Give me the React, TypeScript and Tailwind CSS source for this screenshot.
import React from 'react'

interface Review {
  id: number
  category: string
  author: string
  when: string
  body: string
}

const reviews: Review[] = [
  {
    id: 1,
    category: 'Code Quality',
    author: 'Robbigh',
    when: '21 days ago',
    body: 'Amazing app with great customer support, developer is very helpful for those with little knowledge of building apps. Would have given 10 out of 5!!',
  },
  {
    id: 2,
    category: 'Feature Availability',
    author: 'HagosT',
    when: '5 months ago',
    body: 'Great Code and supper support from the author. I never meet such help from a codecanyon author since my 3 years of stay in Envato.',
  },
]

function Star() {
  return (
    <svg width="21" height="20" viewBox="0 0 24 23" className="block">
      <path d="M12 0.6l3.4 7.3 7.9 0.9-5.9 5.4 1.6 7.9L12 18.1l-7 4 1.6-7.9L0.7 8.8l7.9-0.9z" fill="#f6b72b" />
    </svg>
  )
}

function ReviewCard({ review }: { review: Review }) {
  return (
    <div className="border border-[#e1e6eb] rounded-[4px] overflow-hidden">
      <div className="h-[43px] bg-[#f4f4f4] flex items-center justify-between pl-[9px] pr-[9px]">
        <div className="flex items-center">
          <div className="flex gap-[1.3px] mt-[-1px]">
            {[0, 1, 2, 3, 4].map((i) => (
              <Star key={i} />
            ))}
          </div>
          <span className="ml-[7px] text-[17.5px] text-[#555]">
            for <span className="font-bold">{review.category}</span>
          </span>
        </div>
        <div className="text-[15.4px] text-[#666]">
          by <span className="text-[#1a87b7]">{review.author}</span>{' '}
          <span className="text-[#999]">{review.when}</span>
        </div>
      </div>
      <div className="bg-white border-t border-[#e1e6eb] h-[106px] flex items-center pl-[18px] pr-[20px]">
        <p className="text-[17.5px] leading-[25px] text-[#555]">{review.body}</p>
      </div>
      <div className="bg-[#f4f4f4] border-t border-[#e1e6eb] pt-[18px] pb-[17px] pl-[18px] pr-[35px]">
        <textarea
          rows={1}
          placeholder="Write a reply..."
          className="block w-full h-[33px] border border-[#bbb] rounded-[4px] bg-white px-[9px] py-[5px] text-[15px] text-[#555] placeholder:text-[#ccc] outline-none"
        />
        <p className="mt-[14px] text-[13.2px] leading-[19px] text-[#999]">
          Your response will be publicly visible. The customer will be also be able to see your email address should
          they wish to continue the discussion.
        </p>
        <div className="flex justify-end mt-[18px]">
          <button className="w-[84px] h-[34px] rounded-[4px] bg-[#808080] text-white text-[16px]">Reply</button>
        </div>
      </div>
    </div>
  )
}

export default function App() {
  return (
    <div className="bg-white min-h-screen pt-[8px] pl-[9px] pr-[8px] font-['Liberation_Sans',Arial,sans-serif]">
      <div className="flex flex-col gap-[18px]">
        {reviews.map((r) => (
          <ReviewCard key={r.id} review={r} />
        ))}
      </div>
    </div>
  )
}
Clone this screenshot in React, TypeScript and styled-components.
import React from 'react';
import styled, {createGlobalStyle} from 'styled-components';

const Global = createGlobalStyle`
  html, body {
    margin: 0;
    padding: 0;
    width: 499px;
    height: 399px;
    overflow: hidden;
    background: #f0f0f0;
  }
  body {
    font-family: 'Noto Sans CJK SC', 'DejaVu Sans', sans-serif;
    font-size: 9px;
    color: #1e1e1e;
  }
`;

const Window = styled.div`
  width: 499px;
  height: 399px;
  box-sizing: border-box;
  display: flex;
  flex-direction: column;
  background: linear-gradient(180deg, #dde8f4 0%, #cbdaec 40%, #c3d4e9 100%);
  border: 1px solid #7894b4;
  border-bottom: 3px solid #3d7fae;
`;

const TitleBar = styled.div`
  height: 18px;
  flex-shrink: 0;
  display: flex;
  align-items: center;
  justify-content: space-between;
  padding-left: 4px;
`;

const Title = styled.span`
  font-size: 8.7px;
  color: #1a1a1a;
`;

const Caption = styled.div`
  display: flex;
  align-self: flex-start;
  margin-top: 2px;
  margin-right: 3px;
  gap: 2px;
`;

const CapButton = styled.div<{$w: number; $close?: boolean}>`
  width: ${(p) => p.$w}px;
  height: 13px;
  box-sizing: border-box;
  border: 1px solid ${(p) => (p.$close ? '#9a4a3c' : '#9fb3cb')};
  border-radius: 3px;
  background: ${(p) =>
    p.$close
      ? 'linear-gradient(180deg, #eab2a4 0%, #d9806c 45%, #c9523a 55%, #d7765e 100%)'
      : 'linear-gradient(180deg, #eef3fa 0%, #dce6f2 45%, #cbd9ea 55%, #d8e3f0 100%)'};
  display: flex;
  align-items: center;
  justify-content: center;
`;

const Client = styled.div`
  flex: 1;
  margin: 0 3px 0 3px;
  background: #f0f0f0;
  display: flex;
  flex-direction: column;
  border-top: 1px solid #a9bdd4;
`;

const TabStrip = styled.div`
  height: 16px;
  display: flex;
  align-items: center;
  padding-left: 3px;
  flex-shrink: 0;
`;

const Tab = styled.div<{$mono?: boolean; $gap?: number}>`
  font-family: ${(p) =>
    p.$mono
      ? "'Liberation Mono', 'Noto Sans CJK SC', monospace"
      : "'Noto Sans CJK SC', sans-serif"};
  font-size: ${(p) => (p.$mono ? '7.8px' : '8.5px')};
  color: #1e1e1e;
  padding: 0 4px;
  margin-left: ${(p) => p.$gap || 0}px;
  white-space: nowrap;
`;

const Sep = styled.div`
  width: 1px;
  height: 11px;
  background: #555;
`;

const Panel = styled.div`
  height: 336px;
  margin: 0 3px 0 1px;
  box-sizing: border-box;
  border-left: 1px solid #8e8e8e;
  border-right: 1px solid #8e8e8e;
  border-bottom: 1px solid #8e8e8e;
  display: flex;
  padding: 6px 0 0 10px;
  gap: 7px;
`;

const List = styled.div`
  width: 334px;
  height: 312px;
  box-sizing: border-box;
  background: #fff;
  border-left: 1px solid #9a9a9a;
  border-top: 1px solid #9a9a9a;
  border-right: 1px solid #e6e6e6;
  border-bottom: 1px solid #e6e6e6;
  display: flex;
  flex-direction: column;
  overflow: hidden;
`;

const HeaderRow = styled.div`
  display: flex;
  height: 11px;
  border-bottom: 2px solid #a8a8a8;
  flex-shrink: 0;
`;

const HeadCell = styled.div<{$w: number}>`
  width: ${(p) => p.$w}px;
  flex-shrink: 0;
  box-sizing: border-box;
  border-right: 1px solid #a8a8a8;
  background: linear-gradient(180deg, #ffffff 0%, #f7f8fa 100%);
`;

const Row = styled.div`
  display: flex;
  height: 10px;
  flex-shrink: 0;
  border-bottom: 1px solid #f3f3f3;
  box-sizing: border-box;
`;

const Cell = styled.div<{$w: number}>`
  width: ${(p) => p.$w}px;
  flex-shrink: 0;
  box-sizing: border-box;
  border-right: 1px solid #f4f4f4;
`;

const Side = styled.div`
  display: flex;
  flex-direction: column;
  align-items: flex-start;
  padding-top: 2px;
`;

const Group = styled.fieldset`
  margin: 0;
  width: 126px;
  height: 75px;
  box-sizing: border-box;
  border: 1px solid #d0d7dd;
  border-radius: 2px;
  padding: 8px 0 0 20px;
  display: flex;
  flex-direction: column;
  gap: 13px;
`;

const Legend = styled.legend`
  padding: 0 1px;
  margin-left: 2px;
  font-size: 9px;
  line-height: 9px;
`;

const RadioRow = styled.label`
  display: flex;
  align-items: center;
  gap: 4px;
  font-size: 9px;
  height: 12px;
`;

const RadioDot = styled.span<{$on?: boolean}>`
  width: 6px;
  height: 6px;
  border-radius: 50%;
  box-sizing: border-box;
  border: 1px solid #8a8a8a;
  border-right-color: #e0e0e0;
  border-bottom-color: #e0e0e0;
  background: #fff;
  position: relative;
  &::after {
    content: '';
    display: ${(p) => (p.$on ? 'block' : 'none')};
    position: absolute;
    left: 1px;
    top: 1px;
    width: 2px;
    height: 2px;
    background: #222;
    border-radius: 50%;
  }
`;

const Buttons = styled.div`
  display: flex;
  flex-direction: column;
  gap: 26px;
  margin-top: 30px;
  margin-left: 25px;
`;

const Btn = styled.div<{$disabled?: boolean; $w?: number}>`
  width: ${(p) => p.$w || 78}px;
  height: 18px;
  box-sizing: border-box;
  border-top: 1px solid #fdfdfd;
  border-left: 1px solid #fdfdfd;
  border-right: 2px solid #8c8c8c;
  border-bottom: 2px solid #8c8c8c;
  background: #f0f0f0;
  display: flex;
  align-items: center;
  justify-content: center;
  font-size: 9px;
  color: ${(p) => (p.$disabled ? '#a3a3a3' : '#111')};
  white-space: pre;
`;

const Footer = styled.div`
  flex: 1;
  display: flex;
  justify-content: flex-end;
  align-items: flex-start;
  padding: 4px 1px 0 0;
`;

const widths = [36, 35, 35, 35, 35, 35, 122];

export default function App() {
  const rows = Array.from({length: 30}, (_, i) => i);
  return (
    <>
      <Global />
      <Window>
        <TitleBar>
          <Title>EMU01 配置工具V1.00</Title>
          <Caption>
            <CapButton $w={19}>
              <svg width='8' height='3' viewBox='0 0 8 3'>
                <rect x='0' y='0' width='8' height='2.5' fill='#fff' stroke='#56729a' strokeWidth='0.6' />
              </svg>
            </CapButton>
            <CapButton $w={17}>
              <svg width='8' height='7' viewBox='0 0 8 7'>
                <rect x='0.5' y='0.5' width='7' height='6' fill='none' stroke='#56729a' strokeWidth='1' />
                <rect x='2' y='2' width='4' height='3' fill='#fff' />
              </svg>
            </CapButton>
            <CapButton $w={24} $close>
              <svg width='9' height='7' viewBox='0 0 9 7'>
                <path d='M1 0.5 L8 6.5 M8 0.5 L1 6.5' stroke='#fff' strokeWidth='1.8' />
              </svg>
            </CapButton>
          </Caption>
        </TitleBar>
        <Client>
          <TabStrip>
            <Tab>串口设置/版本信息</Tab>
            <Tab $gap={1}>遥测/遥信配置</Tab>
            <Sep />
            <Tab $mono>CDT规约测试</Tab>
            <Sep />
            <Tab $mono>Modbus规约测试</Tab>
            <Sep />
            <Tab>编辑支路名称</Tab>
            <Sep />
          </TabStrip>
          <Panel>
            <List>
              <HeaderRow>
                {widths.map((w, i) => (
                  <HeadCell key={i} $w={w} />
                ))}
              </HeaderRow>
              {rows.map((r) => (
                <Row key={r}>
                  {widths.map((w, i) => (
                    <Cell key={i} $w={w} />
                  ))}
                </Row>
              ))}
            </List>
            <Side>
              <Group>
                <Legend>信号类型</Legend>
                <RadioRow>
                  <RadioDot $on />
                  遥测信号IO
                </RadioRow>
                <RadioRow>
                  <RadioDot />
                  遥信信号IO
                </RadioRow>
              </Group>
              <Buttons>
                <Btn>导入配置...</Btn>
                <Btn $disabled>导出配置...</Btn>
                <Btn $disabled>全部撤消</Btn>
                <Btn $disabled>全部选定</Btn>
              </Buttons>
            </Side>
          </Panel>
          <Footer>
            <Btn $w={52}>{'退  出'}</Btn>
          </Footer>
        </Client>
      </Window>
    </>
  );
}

## Written task:
Locate the lines above that hold the word "React". Show every one of them.

## Answer in full:
Give me the React, TypeScript and Tailwind CSS source for this screenshot.
import React from 'react'
Clone this screenshot in React, TypeScript and styled-components.
import React from 'react';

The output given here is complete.